== What needs to be done ==
Search the material and gather each line with "this" in it.

== Entries ==
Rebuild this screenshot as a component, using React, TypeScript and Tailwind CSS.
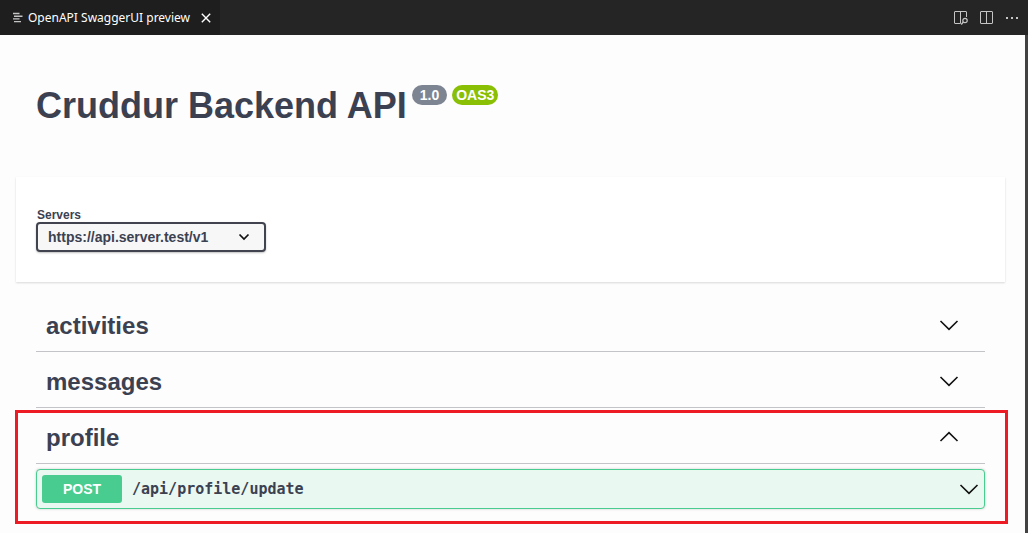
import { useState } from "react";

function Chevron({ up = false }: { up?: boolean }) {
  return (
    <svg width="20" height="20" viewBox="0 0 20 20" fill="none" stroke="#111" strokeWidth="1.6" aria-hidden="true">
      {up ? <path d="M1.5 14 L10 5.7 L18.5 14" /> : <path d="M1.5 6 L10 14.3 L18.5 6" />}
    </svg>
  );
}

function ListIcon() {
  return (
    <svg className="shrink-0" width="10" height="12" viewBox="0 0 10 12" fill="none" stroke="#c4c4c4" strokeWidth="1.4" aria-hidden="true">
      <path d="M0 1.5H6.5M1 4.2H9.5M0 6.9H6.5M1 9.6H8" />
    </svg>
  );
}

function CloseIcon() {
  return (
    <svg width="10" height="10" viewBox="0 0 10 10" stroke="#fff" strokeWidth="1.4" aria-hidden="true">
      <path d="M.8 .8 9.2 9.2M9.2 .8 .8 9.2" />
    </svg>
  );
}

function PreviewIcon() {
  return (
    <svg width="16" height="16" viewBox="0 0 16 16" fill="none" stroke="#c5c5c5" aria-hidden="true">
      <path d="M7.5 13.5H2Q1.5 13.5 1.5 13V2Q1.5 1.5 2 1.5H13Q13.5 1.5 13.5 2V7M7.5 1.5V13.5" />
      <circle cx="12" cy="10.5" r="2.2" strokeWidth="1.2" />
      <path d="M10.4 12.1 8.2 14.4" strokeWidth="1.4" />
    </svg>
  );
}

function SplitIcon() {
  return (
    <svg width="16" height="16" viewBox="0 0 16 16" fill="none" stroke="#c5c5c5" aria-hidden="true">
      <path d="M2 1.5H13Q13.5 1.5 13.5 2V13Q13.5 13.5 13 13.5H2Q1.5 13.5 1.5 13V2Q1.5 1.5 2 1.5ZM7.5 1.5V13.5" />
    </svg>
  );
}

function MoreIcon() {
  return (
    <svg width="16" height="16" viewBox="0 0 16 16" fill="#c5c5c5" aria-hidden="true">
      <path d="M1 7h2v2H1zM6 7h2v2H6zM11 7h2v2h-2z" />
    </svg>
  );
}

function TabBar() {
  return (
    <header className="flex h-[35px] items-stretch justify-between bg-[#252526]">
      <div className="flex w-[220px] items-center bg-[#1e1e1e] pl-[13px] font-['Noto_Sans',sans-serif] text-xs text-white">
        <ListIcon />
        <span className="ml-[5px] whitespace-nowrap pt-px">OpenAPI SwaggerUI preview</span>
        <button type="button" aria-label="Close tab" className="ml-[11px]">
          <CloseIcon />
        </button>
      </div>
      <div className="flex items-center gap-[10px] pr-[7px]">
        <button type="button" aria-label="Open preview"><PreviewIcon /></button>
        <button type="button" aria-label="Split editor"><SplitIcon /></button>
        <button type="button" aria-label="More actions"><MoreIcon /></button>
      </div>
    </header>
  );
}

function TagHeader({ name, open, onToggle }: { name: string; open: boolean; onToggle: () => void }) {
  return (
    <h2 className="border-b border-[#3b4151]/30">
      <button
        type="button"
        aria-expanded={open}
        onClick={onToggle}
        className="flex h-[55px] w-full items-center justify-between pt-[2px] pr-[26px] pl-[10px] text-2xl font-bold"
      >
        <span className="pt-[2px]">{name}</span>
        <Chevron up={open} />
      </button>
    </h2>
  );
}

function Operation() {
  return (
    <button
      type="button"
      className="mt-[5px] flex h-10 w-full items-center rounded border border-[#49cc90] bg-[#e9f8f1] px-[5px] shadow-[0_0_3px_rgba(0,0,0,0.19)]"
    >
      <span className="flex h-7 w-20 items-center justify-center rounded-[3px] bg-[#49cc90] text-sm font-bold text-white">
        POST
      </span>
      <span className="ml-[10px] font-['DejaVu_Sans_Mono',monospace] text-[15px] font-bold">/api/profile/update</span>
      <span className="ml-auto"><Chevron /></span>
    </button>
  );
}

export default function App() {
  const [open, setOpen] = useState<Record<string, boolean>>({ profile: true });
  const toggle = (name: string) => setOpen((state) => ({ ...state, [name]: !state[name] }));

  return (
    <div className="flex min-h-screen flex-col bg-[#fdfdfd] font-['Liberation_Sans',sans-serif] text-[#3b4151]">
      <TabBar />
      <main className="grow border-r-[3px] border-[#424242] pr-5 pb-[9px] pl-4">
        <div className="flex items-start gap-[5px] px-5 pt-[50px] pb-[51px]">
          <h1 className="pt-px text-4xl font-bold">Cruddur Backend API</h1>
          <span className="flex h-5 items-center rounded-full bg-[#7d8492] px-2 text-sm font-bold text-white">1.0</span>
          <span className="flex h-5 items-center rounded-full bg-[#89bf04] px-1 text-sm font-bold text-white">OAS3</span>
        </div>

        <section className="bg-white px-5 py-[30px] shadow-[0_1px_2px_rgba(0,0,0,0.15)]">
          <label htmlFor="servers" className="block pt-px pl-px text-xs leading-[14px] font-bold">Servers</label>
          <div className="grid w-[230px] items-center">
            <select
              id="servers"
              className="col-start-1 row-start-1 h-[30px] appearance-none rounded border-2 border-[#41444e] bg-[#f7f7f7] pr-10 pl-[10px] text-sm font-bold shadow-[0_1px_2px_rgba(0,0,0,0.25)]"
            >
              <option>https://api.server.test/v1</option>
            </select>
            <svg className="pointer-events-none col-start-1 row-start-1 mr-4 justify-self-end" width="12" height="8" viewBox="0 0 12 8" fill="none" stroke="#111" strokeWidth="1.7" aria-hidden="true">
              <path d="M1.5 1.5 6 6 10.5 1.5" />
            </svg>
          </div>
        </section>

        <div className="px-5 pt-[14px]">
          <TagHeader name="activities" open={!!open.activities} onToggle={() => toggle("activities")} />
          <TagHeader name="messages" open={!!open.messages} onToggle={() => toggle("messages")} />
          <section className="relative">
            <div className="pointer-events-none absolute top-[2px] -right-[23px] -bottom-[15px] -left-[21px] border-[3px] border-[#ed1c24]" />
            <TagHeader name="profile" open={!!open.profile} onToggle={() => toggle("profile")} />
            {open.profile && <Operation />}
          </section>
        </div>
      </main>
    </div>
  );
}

==

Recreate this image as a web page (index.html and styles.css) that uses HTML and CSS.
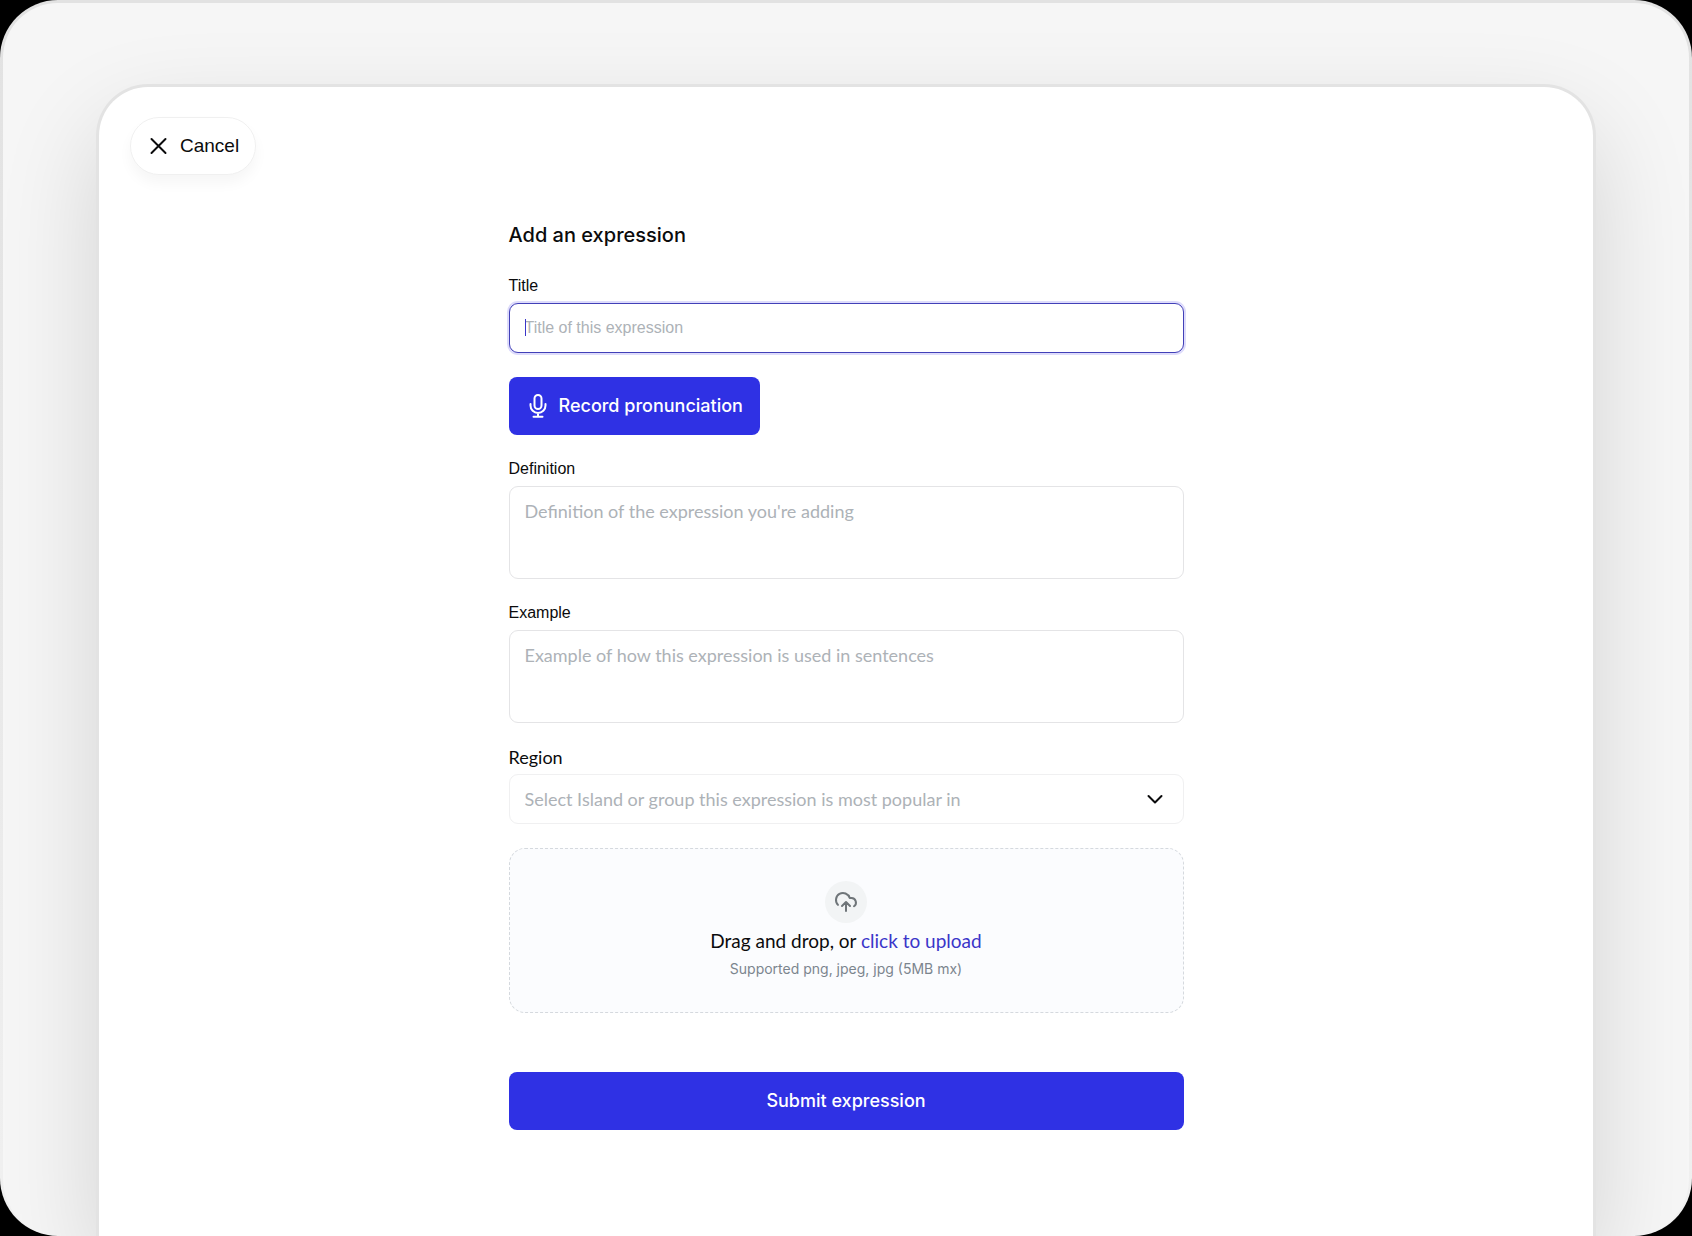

== Written solution ==
Rebuild this screenshot as a component, using React, TypeScript and Tailwind CSS.
Recreate this image as a web page (index.html and styles.css) that uses HTML and CSS.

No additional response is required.